A las 10.30 de la mañana del 5 de agosto, Italia y Holanda iniciaron un partido memorable. Los tulipanes tenían un plantel de físicos prodigiosos, con un promedio de 2,04 metros, algunos centímetros más que el Dream Team estadounidense de básquet. Holanda dominaba con claridad cuando su armador Peter Blangé, de 2,05 metros, cayó al tendido por una lesión en un tendón de Aquiles. La Naranja, que estaba 1-0 y gozaba de ventaja en el segundo capítulo, pasó al desconcierto. Avital Selinger, de apenas 1,75 metros e hijo del entrenador, Arie Selinger, reemplazó al gigante Blangé.
La Generación de Fenómenos se puso 2-1 y pensó que el rival estaba nocaut. Nada más equivocado. Holanda forzó el tie-break de paridad endemoniada. Se dio, entonces, una situación inédita: estaban igualados 16-16 y el reglamento de ese momento decía que el quinto capítulo se terminaba en 17. Ese juego haría cambiar las normas.
Zwerver recibió y la pelota llegó a Selinger, quien buscó a Van der Meulen: el opuesto atacó y la pelota se desvió sobre la red. Hubo un suspenso digno de un thriller. Luego, el árbitro hizo la seña esperada. Deslizó la palma de una mano delante de la otra: significaba que la bola había rozado en Cantagalli. Los holandeses corrieron enloquecidos. Los italianos parecían extraviados: el equipo supuestamente destinado al oro debía conformarse con el quinto puesto. El jugo de naranjas más amargo de la historia.
Atlanta: en busca de la fórmula de la perfección
Atlanta, la sede de la Coca Cola, le arrebató a Atenas, la cuna del olimpismo, los Juegos del centenario. Negocios son negocios. Y así como nadie pudo encontrar la fórmula de la bebida cola más conocida en el planeta, Velasco no pudo llegar a la receta para colgarse esa medalla dorada tan deseada. El argentino cuidó cada detalle. La Nazionale incoporó una psicóloga –Bruna Rossi, toda una novedad en aquel momento- y se diseñó un ambiente intimista, para evitar distracciones, en una zona alejada de la Villa Olímpica.
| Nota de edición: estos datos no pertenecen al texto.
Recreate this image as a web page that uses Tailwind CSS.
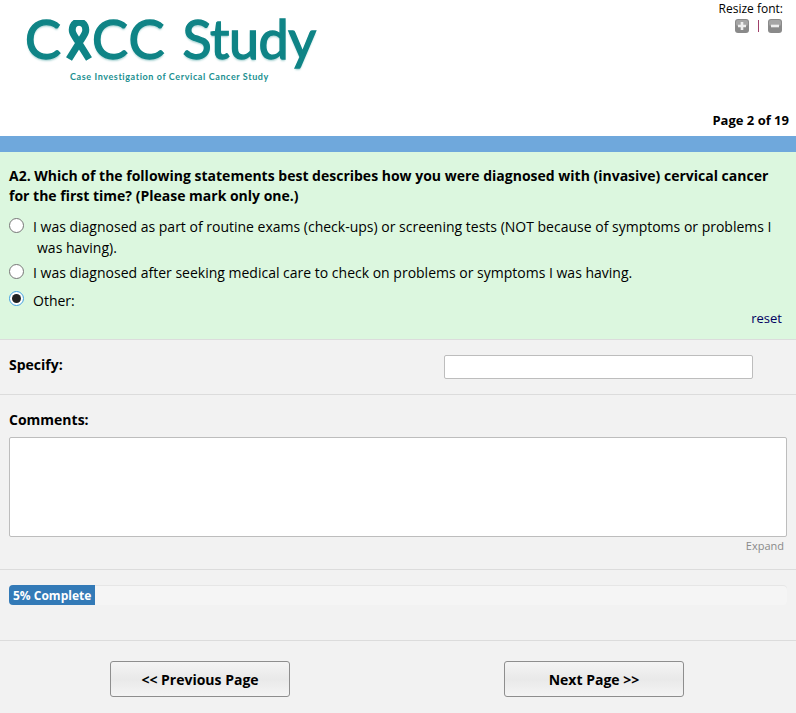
<!DOCTYPE html>
<html lang="en">
<head>
    <meta charset="UTF-8">
    <meta name="viewport" content="width=device-width, initial-scale=1.0">
    <title>CICC Study</title>
    <script src="https://cdn.jsdelivr.net/npm/@tailwindcss/browser@4"></script>
</head>
<body class="bg-[#f2f2f2] font-['Open_Sans',sans-serif] text-[14px] text-black overflow-hidden">
    <!-- header -->
    <div class="h-[136px] bg-white relative">
        <div class="flex flex-col items-start pl-[25px] pt-[8px]">
            <div class="flex items-center h-[62px] text-[#0f8486] font-['Lato',sans-serif] text-[54px] leading-[62px] [-webkit-text-stroke:1.4px_#0f8486] [text-shadow:0_2px_2px_#a9d3d3]">
                <span class="tracking-[2px]">C</span>
                <svg class="w-[28px] h-[41px] mt-[2px] ml-[2px] -mr-[1px]" viewBox="0 0 28 41" fill="none">
                    <path d="M4 39 L16 20 C20 14 22 11 20 6 C18 1 10 1 8 6 C6 11 8 14 12 20 L24 39" stroke="#0f8486" stroke-width="7"/>
                </svg>
                <span class="tracking-[1px]">CC</span>
                <span class="ml-[17px] tracking-[-0.5px]">Study</span>
            </div>
            <div class="ml-[45px] mt-[1px] text-[9px] leading-[12px] font-bold text-[#1a8f90] font-['Lato',sans-serif] tracking-[0.6px]">Case Investigation of Cervical Cancer Study</div>
        </div>
        <div class="absolute top-[1px] right-[13px] flex flex-col items-end">
            <div class="text-[12px] leading-[16px]">Resize font:</div>
            <div class="flex items-center gap-[9px] h-[16px] mt-[1px] mr-[1px]">
                <svg class="w-[14px] h-[14px]" viewBox="0 0 14 14"><rect width="14" height="14" rx="3" fill="#8a8a8a"/><rect x="1" y="1" width="12" height="6" rx="2" fill="#a5a5a5"/><path d="M7 3v8M3 7h8" stroke="#eee" stroke-width="2.6"/></svg>
                <div class="w-px h-[12px] bg-[#a0406a]"></div>
                <svg class="w-[14px] h-[14px]" viewBox="0 0 14 14"><rect width="14" height="14" rx="3" fill="#8a8a8a"/><rect x="1" y="1" width="12" height="6" rx="2" fill="#a5a5a5"/><path d="M3 7h8" stroke="#eee" stroke-width="2.6"/></svg>
            </div>
        </div>
        <div class="absolute right-[7px] top-[111px] font-bold text-[13px] leading-[18px]">Page 2 of 19</div>
    </div>
    <div class="h-[16px] bg-[#6fa8dc]"></div>

    <!-- question -->
    <div class="h-[188px] bg-[#dcf7df] border-b border-[#dcdcdc] pl-[9px] pr-[14px] pt-[14px] relative">
        <div class="font-bold leading-[20px]">A2. Which of the following statements best describes how you were diagnosed with (invasive) cervical cancer<br>for the first time? (Please mark only one.)</div>
        <div class="mt-[10px] leading-[21px]">
            <div class="flex items-start">
                <span class="mt-[2px] w-[15px] h-[15px] rounded-full bg-white border border-[#767676] shrink-0"></span>
                <div class="pl-[9px]"><div>I was diagnosed as part of routine exams (check-ups) or screening tests (NOT because of symptoms or problems I</div><div class="pl-[4px]">was having).</div></div>
            </div>
            <div class="flex items-start mt-[4px]">
                <span class="mt-[2px] w-[15px] h-[15px] rounded-full bg-white border border-[#767676] shrink-0"></span>
                <div class="pl-[9px]">I was diagnosed after seeking medical care to check on problems or symptoms I was having.</div>
            </div>
            <div class="flex items-start mt-[7px]">
                <span class="mt-[1px] w-[15px] h-[15px] rounded-full bg-white border border-[#3f9fe0] shrink-0 flex items-center justify-center"><span class="w-[9px] h-[9px] rounded-full bg-[#222]"></span></span>
                <div class="pl-[9px]">Other:</div>
            </div>
        </div>
        <div class="absolute right-[14px] top-[157px] text-[13px] leading-[18px] text-[#000060]">reset</div>
    </div>

    <!-- specify -->
    <div class="h-[55px] border-b border-[#dcdcdc] pl-[9px] pt-[15px] relative">
        <div class="font-bold leading-[20px]">Specify:</div>
        <input type="text" class="absolute left-[444px] top-[15px] w-[309px] h-[24px] bg-white border border-[#bdbdbd] rounded-[2px]">
    </div>

    <!-- comments -->
    <div class="h-[175px] border-b border-[#dcdcdc] pl-[9px] pr-[9px] pt-[15px]">
        <div class="font-bold leading-[20px]">Comments:</div>
        <textarea class="block mt-[7px] w-[778px] h-[100px] bg-white border border-[#bdbdbd] rounded-[2px] resize-none"></textarea>
        <div class="text-right pr-[3px] mt-[1px] text-[11px] leading-[16px] text-[#8a8a8a]">Expand</div>
    </div>

    <!-- progress -->
    <div class="h-[71px] border-b border-[#dcdcdc] pl-[9px] pr-[9px] pt-[15px]">
        <div class="h-[20px] w-[778px] rounded-[4px] shadow-[inset_0_1px_0_#e6e6e6] bg-[#f5f5f5] overflow-hidden">
            <div class="h-[20px] w-[86px] bg-[#337ab7] text-white font-bold text-[12px] leading-[21px] pl-[4px]">5% Complete</div>
        </div>
    </div>

    <!-- buttons -->
    <div class="flex pt-[20px] pl-[110px] gap-[214px]">
        <button class="w-[180px] h-[36px] rounded-[3px] border border-[#8e8e8e] bg-gradient-to-b from-[#f4f4f4] via-[#e9e9e9] to-[#f4f4f4] font-bold">&lt;&lt; Previous Page</button>
        <button class="w-[180px] h-[36px] rounded-[3px] border border-[#8e8e8e] bg-gradient-to-b from-[#f4f4f4] via-[#e9e9e9] to-[#f4f4f4] font-bold">Next Page &gt;&gt;</button>
    </div>
</body>
</html>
Aunque había jugadores lesionados o lejos de su mejor forma física, Italia arrasó en la fase de grupos: superó, sin ceder ni un solo set, a Corea del Sur, Túnez, Holanda –poco antes, los tulipanes habían ganado la final de la Liga Mundial-, Rusia y Yugoslavia.
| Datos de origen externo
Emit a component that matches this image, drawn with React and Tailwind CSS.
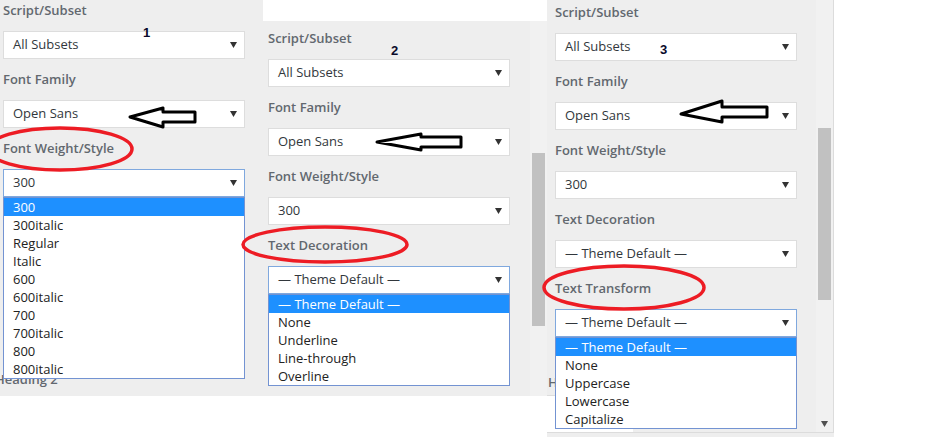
import React from 'react';

// Three customizer screenshots side by side, with red/black annotations on top

const weights = ['300', '300italic', 'Regular', 'Italic', '600', '600italic', '700', '700italic', '800', '800italic'];
const decorations = ['— Theme Default —', 'None', 'Underline', 'Line-through', 'Overline'];
const transforms = ['— Theme Default —', 'None', 'Uppercase', 'Lowercase', 'Capitalize'];

const Caret = ({ color = '#333' }) => (
  <svg width="7" height="6" viewBox="0 0 7 6">
    <polygon points="0,0 7,0 3.5,6" fill={color} />
  </svg>
);

const Label = ({ children, className = '' }) => (
  <div className={`h-[20px] whitespace-nowrap text-[13px] font-semibold leading-[20px] text-[#62686f] ${className}`}>
    {children}
  </div>
);

const Select = ({ value, focused, options }) => (
  <div className={`relative ${options ? 'z-10' : ''}`}>
    <div
      className={`flex h-[28px] w-[242px] items-center justify-between border bg-white pl-[9px] pr-[7px] text-[13px] text-[#32373c] ${
        focused ? 'border-[#7fa8de]' : 'border-[#dddddd]'
      }`}
    >
      <span>{value}</span>
      <Caret />
    </div>
    {options && (
      <ul className="absolute left-0 top-full w-[242px] border border-[#7393d2] bg-white">
        {options.map((o, i) => (
          <li
            key={o}
            className={`h-[18px] pl-[9px] text-[13px] leading-[18px] ${
              i === 0 ? 'bg-[#1e90ff] text-white' : 'text-[#222222]'
            }`}
          >
            {o}
          </li>
        ))}
      </ul>
    )}
  </div>
);

const Field = ({ label, value, focused, options }) => (
  <div className={`flex flex-col ${options ? 'relative z-10' : ''}`}>
    <Label>{label}</Label>
    <div className="mt-[11px]">
      <Select value={value} focused={focused} options={options} />
    </div>
  </div>
);

const Scrollbar = ({ top, height, arrow }) => (
  <div className="relative flex w-[17px] flex-col bg-[#f1f1f1]">
    <div style={{ height: top }} />
    <div className="ml-[2px] w-[13px] bg-[#c1c1c1]" style={{ height }} />
    {arrow && (
      <div className="mt-auto mb-[5px] flex justify-center">
        <Caret color="#505050" />
      </div>
    )}
  </div>
);

export default function App() {
  return (
    <div className="relative flex h-[440px] w-[933px] items-start overflow-hidden bg-white font-['Open_Sans',sans-serif]">
      {/* panel 1 */}
      <div className="flex h-[396px] w-[263px] flex-col overflow-hidden bg-[#eeeeee] pl-[3px]">
        <div className="flex flex-col gap-[10px]">
          <Field label="Script/Subset" value="All Subsets" />
          <Field label="Font Family" value="Open Sans" />
          <Field label="Font Weight/Style" value="300" focused options={weights} />
        </div>
        <Label className="mt-auto mb-[7px] -ml-[8px]">Heading 2</Label>
      </div>

      {/* panel 2 */}
      <div className="mt-[21px] flex h-[375px] w-[284px] bg-[#eeeeee]">
        <div className="flex flex-1 flex-col gap-[10px] pl-[5px] pt-[7px]">
          <Field label="Script/Subset" value="All Subsets" />
          <Field label="Font Family" value="Open Sans" />
          <Field label="Font Weight/Style" value="300" />
          <Field label="Text Decoration" value="— Theme Default —" focused options={decorations} />
        </div>
        <Scrollbar top={132} height={173} />
      </div>

      {/* panel 3 */}
      <div className="flex h-[437px] w-[287px] flex-col bg-[#eeeeee]">
        <div className="flex h-[433px] border-b border-r border-[#dcdcdc]">
          <div className="flex flex-1 flex-col pl-[8px] pt-[2px]">
            <div className="flex flex-col gap-[10px]">
              <Field label="Script/Subset" value="All Subsets" />
              <Field label="Font Family" value="Open Sans" />
              <Field label="Font Weight/Style" value="300" />
              <Field label="Text Decoration" value="— Theme Default —" />
              <Field label="Text Transform" value="— Theme Default —" focused options={transforms} />
            </div>
            <Label className="mt-[35px] -ml-[7px]">Heading 2</Label>
            <div className="mt-[3px] -ml-[8px] h-[37px] w-[86px] border-t border-[#dddddd] bg-white" />
          </div>
          <Scrollbar top={128} height={172} arrow />
        </div>
      </div>

      {/* annotation numbers */}
      <span className="absolute left-[143px] top-[26px] z-20 font-['Liberation_Sans',sans-serif] text-[13px] font-bold leading-none text-[#0a0a2a]">1</span>
      <span className="absolute left-[391px] top-[44px] z-20 font-['Liberation_Sans',sans-serif] text-[13px] font-bold leading-none text-[#0a0a2a]">2</span>
      <span className="absolute left-[660px] top-[43px] z-20 font-['Liberation_Sans',sans-serif] text-[13px] font-bold leading-none text-[#0a0a2a]">3</span>

      {/* annotation drawings */}
      <svg className="pointer-events-none absolute left-0 top-0 z-20" width="933" height="440" viewBox="0 0 933 440">
        <g fill="none" stroke="#ed1c24" strokeWidth="3.5">
          <ellipse cx="60" cy="149" rx="72" ry="21" />
          <ellipse cx="325" cy="244.5" rx="82" ry="17.5" />
          <ellipse cx="624" cy="287.5" rx="80" ry="21.5" />
        </g>
        <g fill="none" stroke="#000" strokeWidth="3" strokeLinejoin="round">
          <polygon points="130,117 163,108 163,112 195,112 195,122 163,122 163,127" />
          <polygon points="377,142 421,134 421,137 461,137 461,147 421,147 421,150" />
          <polygon points="681,114 722,101 722,107 767,107 767,117 722,117 722,122" />
        </g>
      </svg>
    </div>
  );
}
En cuartos de final se cruzó con Argentina. En la previa, Velasco recordó la tarde en que Jorge Taboada, su maestro en el vóley y en la vida, apareció en el campo de deportes del club Universitario de La Plata y preguntó quién quería aprender a jugar al vóley. “Es por la elección de esa tarde que estoy aquí”, dijo emocionado.
El triunfo en cuatro sets contra la celeste y blanca dirigida por Daniel Castellani y el mismo resultado contra Yugoslavia pusieron a la Azzurra en la final olímpica. “Hemos superado una presión tremenda y ahora esta maravillosa medalla espera ser coloreada: puedo decir que la plata me emociona, pero no es suficiente para mí”, declaró el entrenador platense.
El partido fue trepidante y colosal. Y llegó, por supuesto, a cinco sets. Holanda tuvo el primer match-ball pero Italia lo salvó y, después de una gran defensa, pasó arriba con una diagonal explosiva de Andrea Giani. Era la chance del oro. La Naranja resistió, se hizo enorme en bloqueo y aprovechó su momento.
El tablero estaba 16-15. Papi, experto en recepción, falló como nunca. Italia la pasó como pudo. Zwerver pegó un palazo pero la Azzurra la mantuvo en juego. Papi y Tofoli se encimaron. La bola salió sin precisión. Giani, sin ángulo, intentó un milagro geométrico. La pelota rozó la varilla. La gloria y la derrota pueden estar separadas por milímetros. La dorada tenía dueño: Holanda.
El Midas argentino no pudo convertir en oro ese único título que faltaba. Paradójicamente, esa Italia de Velasco se parecerá a la Naranja Mecánica holandesa, un equipo de ensueño que nunca ganó un Mundial de fútbol
Aquel 4 de agosto de 1996, Velasco vivió uno de los días más tristes de su vida. En su cabeza seguramente hay fijada una fecha. El 10 de agosto de 2024. A los 72 años –los cumplirá el 9 de febrero próximo-, el argentino buscará una medalla dorada con perfume francés. Querrá abrazarse a ese oro rebelde que ya se le escapó dos veces.